Professor at the António Xavier Institute of Chemical and Biological Technology (ITQB NOVA) and coordinator of an associated laboratory, LS4Future, Inês Cardoso Pereira is also responsible for the Bacterial Energy Metabolism laboratory.
One of the Bacterial Energy Metabolism laboratory’s projects she highlights is the study of an important enzyme in anaerobic bacteria that has a high capacity to reduce CO2. With a PhD from Oxford University, Inês Cardoso Pereira believes that the ITQB NOVA’s atmosphere is “fantastic” and that the institute has “a very multidisciplinary character,” praising how Oeiras has “a very rich and expanding research ecosystem,” with “great support” from the City Council of Oeiras.
Learn more about the Bacterial Energy Metabolism laboratory through the words of Inês Cardoso Pereira, the Face of Science responsible for this department.
What are the main research directions of the Bacterial Energy Metabolism laboratory?
Our lab studies a group of anaerobic bacteria, that is, bacteria that use sulfur compounds to breathe instead of oxygen. These bacteria are found in many natural habitats, from marine sediments, to soils to our gut. By studying their energy metabolism, we try to understand how they obtain energy from this type of respiration, which results in the production of sulfide and can potentially generate adverse environmental and health consequences if produced in excess.
On the other hand, we use these bacteria, as well as proteins isolated from them, for biocatalytic processes, processes in which we use the biological system (cells or proteins) to perform relevant chemical transformations, from the removal of environmental pollutants to the production of hydrogen or the conversion of CO2 into value-adding compounds.
What specific lab projects would you like to highlight?
We have several projects going on in the lab, but I can highlight three that are illustrative. In the first, we are studying an intestinal bacterium – several studies have shown that it becomes more abundant in the intestine with the consumption of a diet rich in animal protein and fats and low in fiber. This bacterium leads to higher levels of sulfide in the gut, with adverse health consequences, including inflammatory bowel disease, cardiovascular disease, and cancer. We are studying how this bacterium interacts with intestinal epithelial cells and what pathogenic mechanisms it uses.
In another project we study an important enzyme from a group of bacteria that have a high ability to reduce CO2 in a very efficient and specific way, which is difficult to achieve chemically.
We study the mechanism used by this protein to activate and reduce CO2, allowing us to develop sustainable catalytic systems that use green light or electricity to reduce this gas efficiently.
Finally, in a recent project we developed a hybrid biocatalyst based on semiconductor nanoparticles. These nanoparticles are produced on the surface of bacteria and allow the bacteria to produce hydrogen directly from sunlight, in a sustainable process, that is to say, one that produces green hydrogen.
How are these organisms and their study relevant in the sewage treatment?
Sewage treatment involves numerous biological processes, some of them under anaerobic conditions, which are essential to remove organic matter and other nutrients.

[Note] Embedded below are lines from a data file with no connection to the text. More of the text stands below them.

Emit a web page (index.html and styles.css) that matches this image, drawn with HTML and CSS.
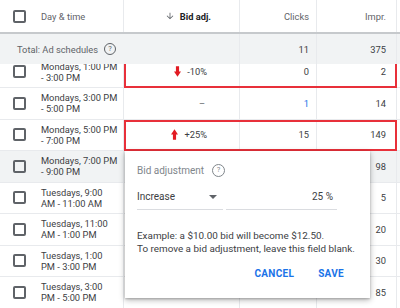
FILE: index.html
```html
<!DOCTYPE html>
<html lang="en">
<head>
    <meta charset="UTF-8">
    <meta name="viewport" content="width=device-width, initial-scale=1.0">
    <title>Ad schedule bid adjustments</title>
    <link rel="stylesheet" href="styles.css">
</head>
<body>
    <div class="table">
        <!-- Header -->
        <div class="row head">
            <div class="cell day"><span class="check"></span><span>Day &amp; time</span></div>
            <div class="cell bid sorted">
                <svg class="sort-arrow" viewBox="0 0 24 24" width="10" height="10"><path d="M20 12l-1.41-1.41L13 16.17V4h-2v12.17l-5.58-5.59L4 12l8 8 8-8z" fill="#5f6368"/></svg>
                Bid adj.
            </div>
            <div class="cell num">Clicks</div>
            <div class="cell num last">Impr.</div>
            <div class="cell edge"></div>
        </div>

        <!-- Totals -->
        <div class="row total">
            <div class="cell day total-label">Total: Ad schedules <span class="help">?</span></div>
            <div class="cell bid"></div>
            <div class="cell num">11</div>
            <div class="cell num last">375</div>
            <div class="cell edge"></div>
        </div>

        <div class="body">
            <div class="rows">
                <div class="row flagged">
                    <div class="cell day"><span class="check"></span><span class="when">Mondays, 1:00 PM<br>- 3:00 PM</span></div>
                    <div class="cell bid"><svg class="bid-arrow" viewBox="0 0 8 12" width="7" height="11"><polygon points="2.2,0 5.8,0 5.8,6 8,6 4,12 0,6 2.2,6" fill="#e21b23"/></svg>-10%</div>
                    <div class="cell num">0</div>
                    <div class="cell num last">2</div>
                    <div class="cell edge"></div>
                </div>
                <div class="row">
                    <div class="cell day"><span class="check"></span><span class="when">Mondays, 3:00 PM<br>- 5:00 PM</span></div>
                    <div class="cell bid muted">–</div>
                    <div class="cell num link">1</div>
                    <div class="cell num last">14</div>
                    <div class="cell edge"></div>
                </div>
                <div class="row flagged">
                    <div class="cell day"><span class="check"></span><span class="when">Mondays, 5:00 PM<br>- 7:00 PM</span></div>
                    <div class="cell bid"><svg class="bid-arrow" viewBox="0 0 8 12" width="7" height="11"><polygon points="2.2,12 5.8,12 5.8,6 8,6 4,0 0,6 2.2,6" fill="#e21b23"/></svg>+25%</div>
                    <div class="cell num">15</div>
                    <div class="cell num last">149</div>
                    <div class="cell edge"></div>
                </div>
                <div class="row hover">
                    <div class="cell day"><span class="check"></span><span class="when">Mondays, 7:00 PM<br>- 9:00 PM</span></div>
                    <div class="cell bid"></div>
                    <div class="cell num"></div>
                    <div class="cell num last">98</div>
                    <div class="cell edge"></div>
                </div>
                <div class="row">
                    <div class="cell day"><span class="check"></span><span class="when">Tuesdays, 9:00<br>AM - 11:00 AM</span></div>
                    <div class="cell bid"></div>
                    <div class="cell num"></div>
                    <div class="cell num last">5</div>
                    <div class="cell edge"></div>
                </div>
                <div class="row">
                    <div class="cell day"><span class="check"></span><span class="when">Tuesdays, 11:00<br>AM - 1:00 PM</span></div>
                    <div class="cell bid"></div>
                    <div class="cell num"></div>
                    <div class="cell num last">20</div>
                    <div class="cell edge"></div>
                </div>
                <div class="row">
                    <div class="cell day"><span class="check"></span><span class="when">Tuesdays, 1:00<br>PM - 3:00 PM</span></div>
                    <div class="cell bid"></div>
                    <div class="cell num"></div>
                    <div class="cell num last">30</div>
                    <div class="cell edge"></div>
                </div>
                <div class="row">
                    <div class="cell day"><span class="check"></span><span class="when">Tuesdays, 3:00<br>PM - 5:00 PM</span></div>
                    <div class="cell bid"></div>
                    <div class="cell num"></div>
                    <div class="cell num last">85</div>
                    <div class="cell edge"></div>
                </div>
            </div>
        </div>

        <!-- Bid adjustment editor -->
        <div class="popup">
            <div class="popup-title">Bid adjustment <span class="help">?</span></div>
            <div class="form-row">
                <div class="select">Increase <span class="caret"></span></div>
                <div class="input">25 %</div>
            </div>
            <p class="example">Example: a $10.00 bid will become $12.50.<br>To remove a bid adjustment, leave this field blank.</p>
            <div class="actions">
                <button>CANCEL</button>
                <button>SAVE</button>
            </div>
        </div>
    </div>
</body>
</html>
```

FILE: styles.css
```css
body {
    margin: 0;
    font-family: Roboto, "Liberation Sans", sans-serif;
    font-size: 9.3px;
    color: #3c4043;
    background: #fff;
}
.table {
    position: relative;
    width: 400px;
    height: 308px;
    display: flex;
    flex-direction: column;
    overflow: hidden;
}
.row {
    position: relative;
    display: grid;
    grid-template-columns: 124px 116px 77px 80px 1fr;
    height: 31.5px;
    border-bottom: 1px solid #e8eaed;
    box-sizing: border-box;
    white-space: nowrap;
}
.cell {
    display: flex;
    align-items: center;
    border-right: 1px solid #e8eaed;
    box-sizing: border-box;
}
.cell.edge {
    border-right: none;
}
.day {
    padding-left: 13px;
    gap: 15px;
}
.bid {
    justify-content: flex-end;
    padding-right: 32px;
    gap: 6px;
}
.num {
    justify-content: flex-end;
    padding-right: 7px;
}
.num.last {
    padding-right: 10px;
}
.check {
    width: 13px;
    height: 13px;
    border: 2px solid #5f6368;
    border-radius: 2px;
    box-sizing: border-box;
    flex-shrink: 0;
}
.when {
    line-height: 11px;
}

/* header */
.head {
    height: 34px;
    border-bottom: 2px solid #c6c9cc;
    color: #5f6368;
}
.head .sorted {
    color: #202124;
    font-weight: bold;
    padding-right: 28px;
    gap: 5px;
}

/* totals */
.total {
    height: 30px;
    background: #f1f3f4;
    border-bottom: none;
}
.total .day {
    padding-left: 17px;
    gap: 0;
    border-right: none;
    color: #5f6368;
}
.help {
    display: inline-flex;
    align-items: center;
    justify-content: center;
    width: 10px;
    height: 10px;
    margin-left: 6px;
    border: 1px solid #5f6368;
    border-radius: 50%;
    font-size: 7.5px;
    line-height: 1;
}

.body {
    flex: 1;
    overflow: hidden;
}
.rows {
    margin-top: -7.5px;
}
.muted {
    color: #5f6368;
    padding-right: 34px;
}
.link {
    color: #1a73e8;
}
.hover {
    background: #f1f3f4;
}
.flagged::after {
    content: "";
    position: absolute;
    left: 124px;
    right: 3px;
    top: 0;
    bottom: -1px;
    border: 2px solid #e8303a;
    pointer-events: none;
}

/* popup */
.popup {
    position: absolute;
    left: 125px;
    top: 151px;
    width: 245px;
    height: 147px;
    background: #fff;
    box-shadow: 0 2px 6px rgba(0, 0, 0, 0.3), 0 1px 2px rgba(0, 0, 0, 0.2);
    padding: 12px 12px 0;
    box-sizing: border-box;
    white-space: nowrap;
}
.popup-title {
    display: flex;
    align-items: center;
    color: #80868b;
    font-size: 10px;
    height: 14px;
}
.popup-title .help {
    border-color: #80868b;
    color: #80868b;
    width: 11px;
    height: 11px;
    margin-left: 8px;
}
.form-row {
    display: flex;
    gap: 3px;
    margin-top: 7px;
}
.select, .input {
    height: 26px;
    display: flex;
    align-items: center;
    border-bottom: 1px solid #dadce0;
    box-sizing: border-box;
    font-size: 10px;
    color: #3c4043;
}
.select {
    width: 86px;
    justify-content: space-between;
    padding-right: 6px;
}
.caret {
    width: 0;
    height: 0;
    border-left: 4px solid transparent;
    border-right: 4px solid transparent;
    border-top: 4px solid #5f6368;
}
.input {
    width: 111px;
    justify-content: flex-end;
    padding-right: 4px;
}
.example {
    margin: 19px 0 0;
    font-size: 9.9px;
    line-height: 13px;
    color: #3c4043;
}
.actions {
    display: flex;
    justify-content: flex-end;
    gap: 24px;
    margin-top: 13px;
    padding-right: 14px;
}
.actions button {
    background: none;
    border: none;
    padding: 0;
    font-family: inherit;
    font-size: 10px;
    font-weight: bold;
    letter-spacing: 0.3px;
    color: #1a73e8;
    cursor: pointer;
}
```
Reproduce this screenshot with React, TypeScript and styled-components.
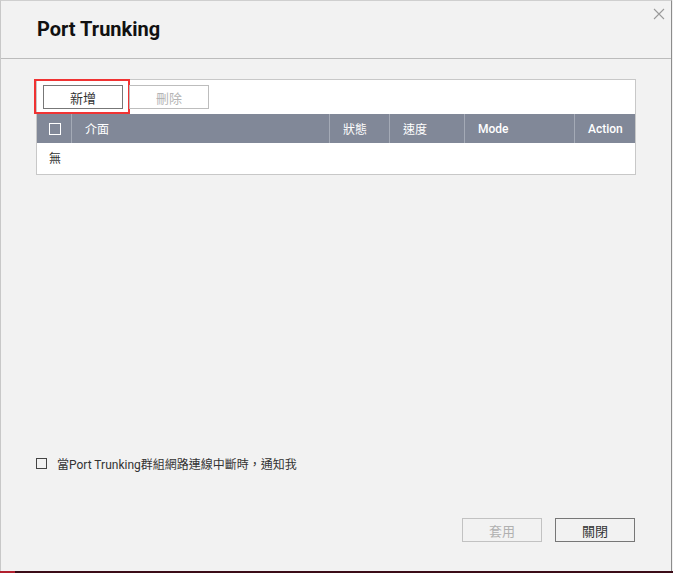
import React from 'react';
import styled, { createGlobalStyle } from 'styled-components';

const GlobalStyle = createGlobalStyle`
  html, body {
    margin: 0;
    padding: 0;
    background: #f0f0f0;
  }
  body {
    font-family: Roboto, 'Liberation Sans', 'Noto Sans CJK TC', sans-serif;
    color: #333;
  }
  * {
    box-sizing: border-box;
  }
`;

const columns = [
  { label: '介面', width: 258, latin: false },
  { label: '狀態', width: 60, latin: false },
  { label: '速度', width: 75, latin: false },
  { label: 'Mode', width: 110, latin: true },
  { label: 'Action', width: 0, latin: true },
];

export default function App() {
  return (
    <>
      <GlobalStyle />
      <Page>
        <Dialog>
          <Header>
            <Title>Port Trunking</Title>
            <CloseButton aria-label='close'>
              <svg width='12' height='12' viewBox='0 0 12 12'>
                <path d='M1 1 L11 11 M11 1 L1 11' stroke='#9a9a9a' strokeWidth='1.1' />
              </svg>
            </CloseButton>
          </Header>
          <Body>
            <Panel>
              <Toolbar>
                <Highlight>
                  <ToolButton>新增</ToolButton>
                </Highlight>
                <ToolButton disabled>刪除</ToolButton>
              </Toolbar>
              <Table>
                <HeadRow>
                  <CheckCell>
                    <HeadCheck />
                  </CheckCell>
                  {columns.map((c) => (
                    <HeadCell key={c.label} $width={c.width} $latin={c.latin}>
                      {c.label}
                    </HeadCell>
                  ))}
                </HeadRow>
                <EmptyRow>無</EmptyRow>
              </Table>
            </Panel>
            <Spacer />
            <NotifyRow>
              <Check />
              <NotifyText>當Port Trunking群組網路連線中斷時，通知我</NotifyText>
            </NotifyRow>
            <Footer>
              <FooterButton disabled>套用</FooterButton>
              <FooterButton>關閉</FooterButton>
            </Footer>
          </Body>
        </Dialog>
        <BottomStrip />
      </Page>
    </>
  );
}

const Page = styled.div`
  width: 673px;
  height: 573px;
  display: flex;
  flex-direction: column;
  overflow: hidden;
`;

const Dialog = styled.div`
  position: relative;
  width: 672px;
  height: 571px;
  background: #f2f2f2;
  border-top: 1px solid #cfcfcf;
  border-left: 1px solid #c8c8c8;
  border-right: 1px solid #8c8c8c;
  display: flex;
  flex-direction: column;
`;

const Header = styled.div`
  height: 58px;
  flex-shrink: 0;
  border-bottom: 1px solid #bcbcbc;
  display: flex;
  align-items: center;
  padding-left: 36px;
  padding-bottom: 1px;
`;

const Title = styled.h1`
  margin: 0;
  font-size: 20px;
  font-weight: 700;
  color: #111;
  font-family: Roboto, 'Liberation Sans', sans-serif;
`;

const CloseButton = styled.div`
  position: absolute;
  top: 7px;
  right: 6px;
  width: 12px;
  height: 12px;
  display: flex;
  cursor: pointer;
`;

const Body = styled.div`
  flex: 1;
  display: flex;
  flex-direction: column;
  padding: 20px 36px 29px 35px;
`;

const Panel = styled.div`
  width: 600px;
  background: #fff;
  border: 1px solid #c8c8c8;
`;

const Toolbar = styled.div`
  height: 34px;
  display: flex;
  align-items: flex-start;
  gap: 6px;
  padding: 5px 0 0 6px;
`;

const Highlight = styled.div`
  margin: -6px -7px 0 -9px;
  padding: 4px 5px 3px 7px;
  border: 2px solid #f03333;
  display: flex;
`;

const ToolButton = styled.button`
  width: 80px;
  height: 24px;
  background: #fff;
  border: 1px solid ${(p) => (p.disabled ? '#bdbdbd' : '#777')};
  color: ${(p) => (p.disabled ? '#b5b5b5' : '#333')};
  font-size: 13px;
  font-family: Roboto, 'Liberation Sans', 'Noto Sans CJK TC', sans-serif;
  padding: 0;
  cursor: pointer;
`;

const Table = styled.div`
  display: flex;
  flex-direction: column;
`;

const HeadRow = styled.div`
  height: 29px;
  display: flex;
  background: #818898;
  color: #fff;
  font-size: 12px;
`;

const CheckCell = styled.div`
  width: 35px;
  display: flex;
  align-items: center;
  justify-content: center;
  padding-left: 1px;
  border-right: 1px solid #a4aab6;
`;

const HeadCheck = styled.div`
  width: 12px;
  height: 12px;
  border: 1.5px solid #fff;
`;

const HeadCell = styled.div<{ $width: number; $latin: boolean }>`
  ${(p) => (p.$width ? `width: ${p.$width}px; border-right: 1px solid #a4aab6;` : 'flex: 1;')}
  display: flex;
  align-items: center;
  padding-left: 13px;
  font-weight: ${(p) => (p.$latin ? 500 : 400)};
`;

const EmptyRow = styled.div`
  height: 31px;
  display: flex;
  align-items: center;
  padding-left: 12px;
  padding-bottom: 2px;
  font-size: 12px;
  color: #333;
`;

const Spacer = styled.div`
  flex: 1;
`;

const NotifyRow = styled.div`
  display: flex;
  align-items: center;
  gap: 10px;
  margin-bottom: 46px;
`;

const Check = styled.div`
  width: 11px;
  height: 11px;
  border: 1px solid #444;
`;

const NotifyText = styled.span`
  font-size: 12px;
  color: #333;
  font-family: Roboto, 'Liberation Sans', 'Noto Sans CJK TC', sans-serif;
`;

const Footer = styled.div`
  display: flex;
  justify-content: flex-end;
  gap: 13px;
`;

const FooterButton = styled.button`
  width: 80px;
  height: 24px;
  background: #f2f2f2;
  border: 1px solid ${(p) => (p.disabled ? '#c2c2c2' : '#777')};
  color: ${(p) => (p.disabled ? '#b0b0b0' : '#333')};
  font-size: 13px;
  font-family: Roboto, 'Liberation Sans', 'Noto Sans CJK TC', sans-serif;
  padding: 0;
  cursor: pointer;
`;

const BottomStrip = styled.div`
  height: 2px;
  background: linear-gradient(to right, #b1202e 0 15px, #3b0c17 15px);
`;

We have developed a process in our laboratory, based on the bacteria we study, designed to remove micropollutants present in low concentrations in the sewage system during the treatment process, namely pharmaceuticals such as antibiotics, steroids and contraceptives.
How can the population of Oeiras benefit from the projects developed in the Bacterial Energy Metabolism laboratory?
Our projects have global implications and can benefit the entire population. But during the pandemic we worked directly for the population of Oeiras because we produced several enzymes that were used by our colleagues at ITQB NOVA in the development of a rapid saliva test for the detection of COVID-19. This test was used in schools in the Municipality of Oeiras and in other screenings for the disease.
What is your assessment of your experience leading this laboratory so far, and how do you see the future of your work?
I feel very privileged to be able to have this profession as a researcher and a teacher, which is very rewarding, and also to be able to do it in such a special place as the António Xavier Institute of Chemical and Biological Technology at NOVA University of Lisbon. This institute has a fantastic atmosphere and a very multidisciplinary character. We are in contact with colleagues from very diverse areas, which is very enriching for our research.
We are also lucky to be based in Oeiras, where there is a very rich and expanding research ecosystem, and where we have great support from the City Council of Oeiras. This is extremely important because it allows us to have many activities to bring science closer to society and schools, which would otherwise not be possible. I am the coordinator of an Associate Laboratory called LS4Future, focused on life sciences. ITQB NOVA, iBET and IGC are its partners in Oeiras which will greatly strengthen the lab’s presence in this municipality, attracting more funding and national and international researchers. Thus, I see a bright and promising future for research in Oeiras, where I am lucky to live and work.